Yes S60 (the front end to Symbian?) is good but its nowhere near as good as it could be. Don't stay in the past, innovate and improve things even if it means users have to be happier with their new 'difficult to learn' OS. Which wouldn't be the case actually would it because if it was difficult to learn it would be any good, would it.
Yes Nokia is a big ship that turns like an Oil Tanker which is why I'm so grateful to apple (as much as I dislike the way they do business) because it it wasn't for them we'd all still be using 6310i's or K810i. Funnily enough Apple is also a very large company (at least in terms of revenue) but still manage to produce great _new_ (in every sense of the word) products.
Facts are important
Bill, you don't know which foot to stand on except that you are obviously anti-Symbian.

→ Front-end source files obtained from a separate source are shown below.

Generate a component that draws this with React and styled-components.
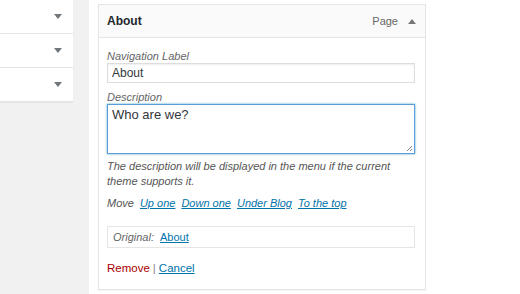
import styled, { createGlobalStyle } from "styled-components";

const Global = createGlobalStyle`
  html, body {
    margin: 0;
    padding: 0;
    background: #fff;
    font-family: "Liberation Sans", Arial, sans-serif;
    color: #444;
  }
`;

const Page = styled.div`
  display: flex;
  height: 294px;
  overflow: hidden;
`;

const Sidebar = styled.div`
  width: 89px;
  flex-shrink: 0;
  background: #f1f1f1;
`;

const SideItem = styled.div`
  width: 73px;
  height: 34px;
  background: #fff;
  border-bottom: 1px solid #e5e5e5;
  box-shadow: 0 1px 1px rgba(0, 0, 0, 0.04);
  display: flex;
  align-items: center;
  justify-content: flex-end;
  padding-right: 11px;
  box-sizing: border-box;
`;

const Arrow = styled.span`
  width: 0;
  height: 0;
  border-left: 4px solid transparent;
  border-right: 4px solid transparent;
  border-${(p) => (p.up ? "bottom" : "top")}: 5px solid ${(p) => p.color || "#72777c"};
`;

const Main = styled.div`
  padding: 4px 0 0 9px;
`;

const Box = styled.div`
  width: 328px;
  height: 286px;
  box-sizing: border-box;
  border: 1px solid #e5e5e5;
  box-shadow: 0 1px 1px rgba(0, 0, 0, 0.04);
  background: #fff;
`;

const Header = styled.div`
  height: 33px;
  box-sizing: border-box;
  background: #fafafa;
  border-bottom: 1px solid #e5e5e5;
  display: flex;
  align-items: center;
  padding: 0 9px 0 8px;
`;

const Title = styled.span`
  font-weight: bold;
  font-size: 12px;
  color: #23282d;
  flex: 1;
`;

const Type = styled.span`
  font-size: 11px;
  color: #666;
  margin-right: 10px;
`;

const Body = styled.div`
  padding: 12px 10px 0 8px;
`;

const Label = styled.div`
  font-size: 11px;
  font-style: italic;
  color: #666;
  margin-bottom: 1px;
`;

const Input = styled.div`
  height: 20px;
  box-sizing: border-box;
  border: 1px solid #ddd;
  box-shadow: inset 0 1px 2px rgba(0, 0, 0, 0.07);
  font-size: 12px;
  color: #32373c;
  padding: 2px 4px;
  margin-bottom: 8px;
`;

const TextArea = styled.div`
  position: relative;
  height: 50px;
  box-sizing: border-box;
  border: 1px solid #5b9dd9;
  box-shadow: 0 0 2px rgba(30, 140, 190, 0.8);
  font-size: 13px;
  color: #32373c;
  padding: 2px 4px;
`;

const Grip = styled.svg`
  position: absolute;
  right: 1px;
  bottom: 1px;
`;

const Help = styled.p`
  font-size: 11px;
  font-style: italic;
  color: #555;
  line-height: 15px;
  margin: 5px 0 8px;
`;

const MoveRow = styled.div`
  display: flex;
  gap: 6px;
  font-size: 11px;
  font-style: italic;
  color: #555;
`;

const Link = styled.a`
  color: ${(p) => p.color || "#0073aa"};
  text-decoration: underline;
  cursor: pointer;
`;

const Original = styled.div`
  margin-top: 17px;
  height: 22px;
  box-sizing: border-box;
  border: 1px solid #e5e5e5;
  display: flex;
  align-items: center;
  gap: 6px;
  padding: 0 5px;
  font-size: 11px;
  font-style: italic;
  color: #666;
  ${Link} {
    font-style: normal;
  }
`;

const Actions = styled.div`
  margin-top: 14px;
  font-size: 11.5px;
  color: #888;
  display: flex;
  gap: 3px;
`;

const RemoveLink = styled.a`
  color: #a00;
  text-decoration: none;
`;

export default function App() {
  return (
    <>
      <Global />
      <Page>
        <Sidebar>
          {[0, 1, 2].map((i) => (
            <SideItem key={i}>
              <Arrow />
            </SideItem>
          ))}
        </Sidebar>
        <Main>
          <Box>
            <Header>
              <Title>About</Title>
              <Type>Page</Type>
              <Arrow up color="#777" />
            </Header>
            <Body>
              <Label>Navigation Label</Label>
              <Input>About</Input>
              <Label>Description</Label>
              <TextArea>
                Who are we?
                <Grip width="7" height="7" viewBox="0 0 7 7">
                  <path d="M6 1L1 6M6 4L4 6" stroke="#888" strokeWidth="1" />
                </Grip>
              </TextArea>
              <Help>
                The description will be displayed in the menu if the current
                <br />
                theme supports it.
              </Help>
              <MoveRow>
                Move
                <Link>Up one</Link>
                <Link>Down one</Link>
                <Link>Under Blog</Link>
                <Link>To the top</Link>
              </MoveRow>
              <Original>
                Original: <Link>About</Link>
              </Original>
              <Actions>
                <RemoveLink>Remove</RemoveLink>|<Link>Cancel</Link>
              </Actions>
            </Body>
          </Box>
        </Main>
      </Page>
    </>
  );
}
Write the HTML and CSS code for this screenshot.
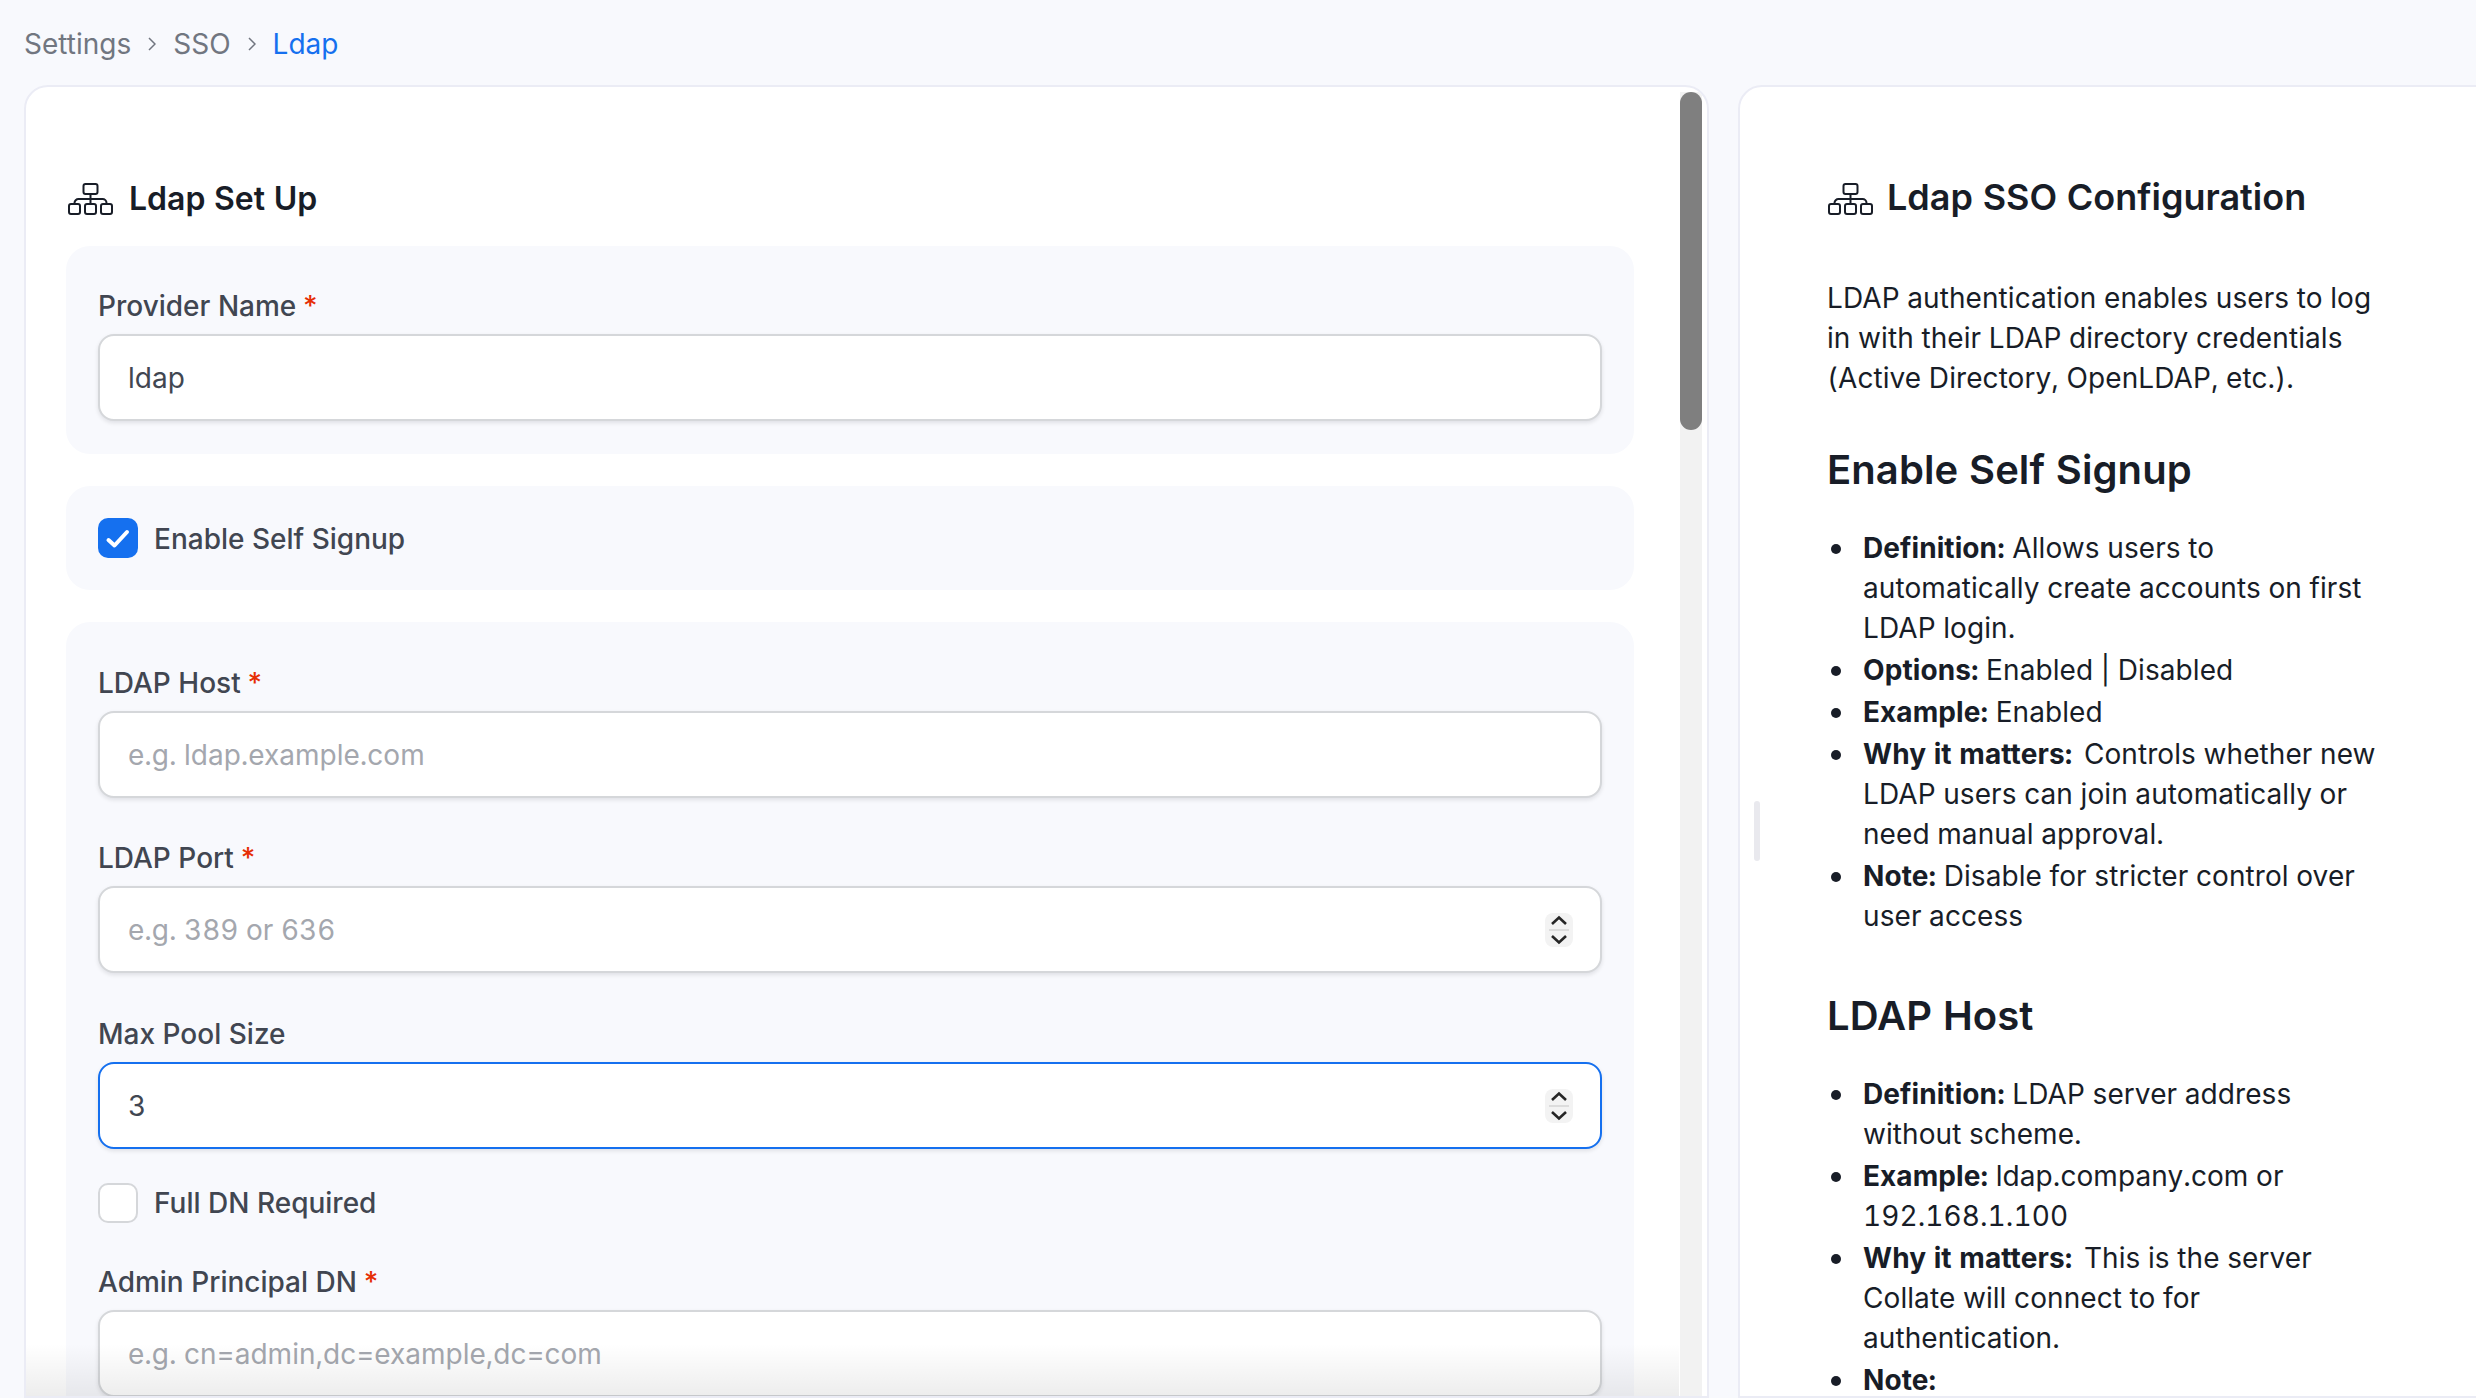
FILE: index.html
```html
<!DOCTYPE html>
<html lang="en">
<head>
<meta charset="utf-8">
<title>Ldap SSO</title>
<link rel="stylesheet" href="styles.css">
</head>
<body>
<nav class="crumbs">
  <span class="crumb">Settings</span>
  <svg class="crumb-sep" viewBox="0 0 8 14"><path d="M1 1l6 6-6 6"/></svg>
  <span class="crumb">SSO</span>
  <svg class="crumb-sep" viewBox="0 0 8 14"><path d="M1 1l6 6-6 6"/></svg>
  <span class="crumb crumb-active">Ldap</span>
</nav>
<main class="columns">
  <section class="card form-card">
    <div class="scroll-track"><div class="scroll-thumb"></div></div>
    <h2 class="form-title">
      <svg class="tree-icon" viewBox="0 0 45 32"><rect x="15.5" y="1" width="14" height="10" rx="2"/><rect x="1" y="21" width="11" height="10" rx="2"/><rect x="17" y="21" width="11" height="10" rx="2"/><rect x="33" y="21" width="11" height="10" rx="2"/><path d="M22.5 11v10M6.5 21v-1a4 4 0 0 1 4-4h24a4 4 0 0 1 4 4v1"/></svg>
      Ldap Set Up
    </h2>
    <div class="panel">
      <label class="field-label">Provider Name<span class="req">*</span></label>
      <div class="input-wrap"><input class="input" type="text" value="ldap"></div>
    </div>
    <div class="panel panel-check">
      <label class="check-row">
        <span class="check check-on"><svg viewBox="0 0 40 40"><path d="M10.5 22l6 5.5L29 14"/></svg></span>
        <span class="check-text">Enable Self Signup</span>
      </label>
    </div>
    <div class="panel panel-fields">
      <div class="field">
        <label class="field-label">LDAP Host<span class="req">*</span></label>
        <div class="input-wrap"><input class="input" type="text" placeholder="e.g. ldap.example.com"></div>
      </div>
      <div class="field">
        <label class="field-label">LDAP Port<span class="req">*</span></label>
        <div class="input-wrap">
          <input class="input" type="text" placeholder="e.g. 389 or 636">
          <svg class="spinner" viewBox="0 0 28 34"><path class="spin-line" d="M4 17h20"/><path class="spin-arrow" d="M7 11l7-6.5 7 6.5M7 23l7 6.5 7-6.5"/></svg>
        </div>
      </div>
      <div class="field field-pool">
        <label class="field-label">Max Pool Size</label>
        <div class="input-wrap">
          <input class="input input-focus" type="text" value="3">
          <svg class="spinner" viewBox="0 0 28 34"><path class="spin-line" d="M4 17h20"/><path class="spin-arrow" d="M7 11l7-6.5 7 6.5M7 23l7 6.5 7-6.5"/></svg>
        </div>
      </div>
      <label class="check-row check-row-inline"><span class="check"></span><span class="check-text">Full DN Required</span></label>
      <div class="field">
        <label class="field-label">Admin Principal DN<span class="req">*</span></label>
        <div class="input-wrap"><input class="input" type="text" placeholder="e.g. cn=admin,dc=example,dc=com"></div>
      </div>
    </div>
    <div class="bottom-fade"></div>
  </section>
  <aside class="card doc-card">
    <span class="resize-handle"></span>
    <h1 class="doc-title">
      <svg class="tree-icon" viewBox="0 0 45 32"><rect x="15.5" y="1" width="14" height="10" rx="2"/><rect x="1" y="21" width="11" height="10" rx="2"/><rect x="17" y="21" width="11" height="10" rx="2"/><rect x="33" y="21" width="11" height="10" rx="2"/><path d="M22.5 11v10M6.5 21v-1a4 4 0 0 1 4-4h24a4 4 0 0 1 4 4v1"/></svg>
      Ldap SSO Configuration
    </h1>
    <div class="doc-body">
      <p>LDAP authentication enables users to log in with their LDAP directory credentials (Active Directory, OpenLDAP, etc.).</p>
      <h3>Enable Self Signup</h3>
      <ul>
        <li><strong>Definition:</strong> Allows users to automatically create accounts on first LDAP login.</li>
        <li><strong>Options:</strong> Enabled | Disabled</li>
        <li><strong>Example:</strong> Enabled</li>
        <li><strong class="strong-gap">Why it matters:</strong> Controls whether new LDAP users can join automatically or need manual approval.</li>
        <li><strong>Note:</strong> Disable for stricter control over user access</li>
      </ul>
      <h3>LDAP Host</h3>
      <ul>
        <li><strong>Definition:</strong> LDAP server address without scheme.</li>
        <li><strong>Example:</strong> ldap.company.com or 192.168.1.100</li>
        <li><strong class="strong-gap">Why it matters:</strong> This is the server Collate will connect to for authentication.</li>
        <li><strong>Note:</strong></li>
      </ul>
    </div>
  </aside>
</main>
</body>
</html>
```
FILE: styles.css
```css
* { box-sizing: border-box; }
html, body { height: 100%; }
body {
  margin: 0;
  height: 1398px;
  overflow: hidden;
  background: #f8f9fd;
  font-family: Inter, "Noto Sans", sans-serif;
  font-size: 28px;
  font-variant-numeric: tabular-nums;
  color: #181d27;
}
.crumbs {
  display: flex;
  align-items: center;
  height: 40px;
  margin: 24px 0 21px 24px;
  line-height: 40px;
}
.crumb { color: #717680; }
.crumb-active { color: #1570ef; }
.crumb-sep {
  width: 8px;
  height: 14px;
  margin: 0 17px 0 17px;
  fill: none;
  stroke: #717680;
  stroke-width: 1.5;
}
.columns {
  display: flex;
  gap: 29px;
  margin-left: 24px;
  width: 2600px;
}
.card {
  position: relative;
  height: 1313px;
  background: #fff;
  border: 2px solid #ebecf5;
  border-radius: 24px 24px 0 0;
  overflow: hidden;
}
.form-card {
  flex: none;
  width: 1685px;
  padding: 88px 73px 0 40px;
}
.scroll-track {
  position: absolute;
  top: 5px;
  right: 5px;
  width: 22px;
  height: 1320px;
  background: #f2f2f2;
}
.scroll-thumb {
  width: 22px;
  height: 338px;
  background: #7f7f7f;
  border-radius: 11px;
}
.bottom-fade {
  position: absolute;
  left: 0;
  right: 28px;
  bottom: 0;
  height: 52px;
  background: linear-gradient(rgba(0,0,0,0), rgba(0,0,0,0.07));
}
.form-title {
  display: flex;
  align-items: center;
  gap: 16px;
  height: 48px;
  margin: 0 0 23px;
  padding-left: 2px;
  font-size: 32px;
  font-weight: 600;
  line-height: 48px;
}
.tree-icon {
  flex: none;
  width: 45px;
  height: 32px;
  fill: none;
  stroke: #181d27;
  stroke-width: 2;
}
.panel {
  padding: 40px 32px 33px;
  margin-bottom: 32px;
  background: #f8f9fd;
  border-radius: 24px;
}
.panel-check { padding: 32px; }
.panel-fields { padding-top: 41px; }
.field { margin-bottom: 40px; }
.field-pool { margin-top: 41px; }
.field-label {
  display: block;
  margin-bottom: 8px;
  line-height: 40px;
  font-weight: 500;
  color: #414651;
}
.req { margin-left: 5px; color: #e62e05; }
.input-wrap { position: relative; }
.input {
  display: block;
  width: 100%;
  height: 87px;
  padding: 1px 28px 0;
  background: #fff;
  border: 2px solid #d5d7da;
  border-radius: 16px;
  box-shadow: 0 2px 4px rgba(10,13,18,0.1);
  font: 400 28px Inter, "Noto Sans", sans-serif;
  font-variant-numeric: tabular-nums;
  color: #414651;
  outline: none;
}
.input::placeholder { color: #a4a7ae; opacity: 1; }
.input-focus { border-color: #1570ef; }
.spinner {
  position: absolute;
  top: 27px;
  right: 29px;
  width: 28px;
  height: 34px;
  background: #f3f3f3;
  border-radius: 8px;
  fill: none;
}
.spin-line { stroke: #dcdcdc; stroke-width: 2; }
.spin-arrow { stroke: #262626; stroke-width: 2.6; }
.check-row {
  display: flex;
  align-items: center;
  gap: 16px;
  height: 40px;
  font-weight: 500;
  color: #414651;
}
.check-text { padding-top: 1px; }
.check-row-inline .check-text { padding-top: 0; }
.check-row-inline { margin: -6px 0 39px; }
.check {
  flex: none;
  width: 40px;
  height: 40px;
  background: #fff;
  border: 2px solid #d5d7da;
  border-radius: 10px;
}
.check-on {
  background: #1570ef;
  border: none;
}
.check-on svg {
  display: block;
  width: 40px;
  height: 40px;
  fill: none;
  stroke: #fff;
  stroke-width: 4;
  stroke-linecap: round;
  stroke-linejoin: round;
}
.doc-card {
  flex: none;
  width: 800px;
  padding: 88px 0 0 87px;
}
.resize-handle {
  position: absolute;
  left: 14px;
  top: 714px;
  width: 6px;
  height: 60px;
  background: #e9e9ee;
  border-radius: 3px;
}
.doc-title {
  display: flex;
  align-items: flex-start;
  gap: 14px;
  height: 48px;
  margin: 0 0 55px;
  padding-left: 1px;
  font-size: 36px;
  font-weight: 600;
  line-height: 45px;
}
.doc-title .tree-icon { align-self: center; }
.doc-body { width: 556px; line-height: 40px; letter-spacing: 0.08px; }
.doc-body p { margin: 0 0 48px; }
.doc-body h3 {
  margin: 0 0 34px;
  font-size: 40px;
  font-weight: 600;
  line-height: 48px;
}
.doc-body ul { margin: 0 0 56px; padding: 0 0 0 36px; list-style: none; }
.doc-body li { position: relative; margin-bottom: 2px; }
.doc-body li::before {
  content: "";
  position: absolute;
  left: -32px;
  top: 16px;
  width: 10px;
  height: 10px;
  background: #181d27;
  border-radius: 50%;
}
.doc-body strong { font-weight: 650; }
.doc-body .strong-gap { margin-right: 4px; }
```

Most importantly Symbian was the first mobile OS that supported touchscreen; in fact the first Symbian device ever had touchscreen, and the first Symbian phone ever, back in 1999, the Ericsson R380, also had touch screen. So your notion of 'bolted-on' is simply nonsense. And then you opten for non-touch screen anway so it's blur what you're getting at.
In terms of innovations, if you except the iPhone UI, i can't right now think of any new phone innovation that wasn't launched on a Symbian device before any other OS, and there is no reason to believe that this is not going to continue.
Nokia has chosen to make the 5800 and N97 touch screen UIs familiar to their existing S60 user base, which is most widely used in the marketplace. I would say that's a very wise move; the worst thing they could do now is to come up with something fancy demanding massive unlearning and relearning.
The user compatibility is rightly far more a concern for Nokia than binary compatibility.
Wise move to continue with S60 on Symbian for touch screen phones
Contrary to the above commentator, I think it's the wisest move by Nokia to base the new touch screen phones (5800, N97 etc) on the S60. This will make it familiar to the largest phone user community in the world. It's far better than, for the sake of 'innovation', come up with something different.
I would think it's far more a concern for Nokia to be compatible with its large user base, than being worried about binary compatibility, which is really a non-issue.
Some other factual errors of the above commentator should also be pointed out. Symbian was designed for touch-screen from the outset, it's not something bolted on. The first Symbian device ever, back in 1996, was a touch screen device and the very first Symbian phone, the Ericsson R380, was a touch screen device.
I would also argue that far more innovations have been first launched on a Symbian phone than any other OS in the market.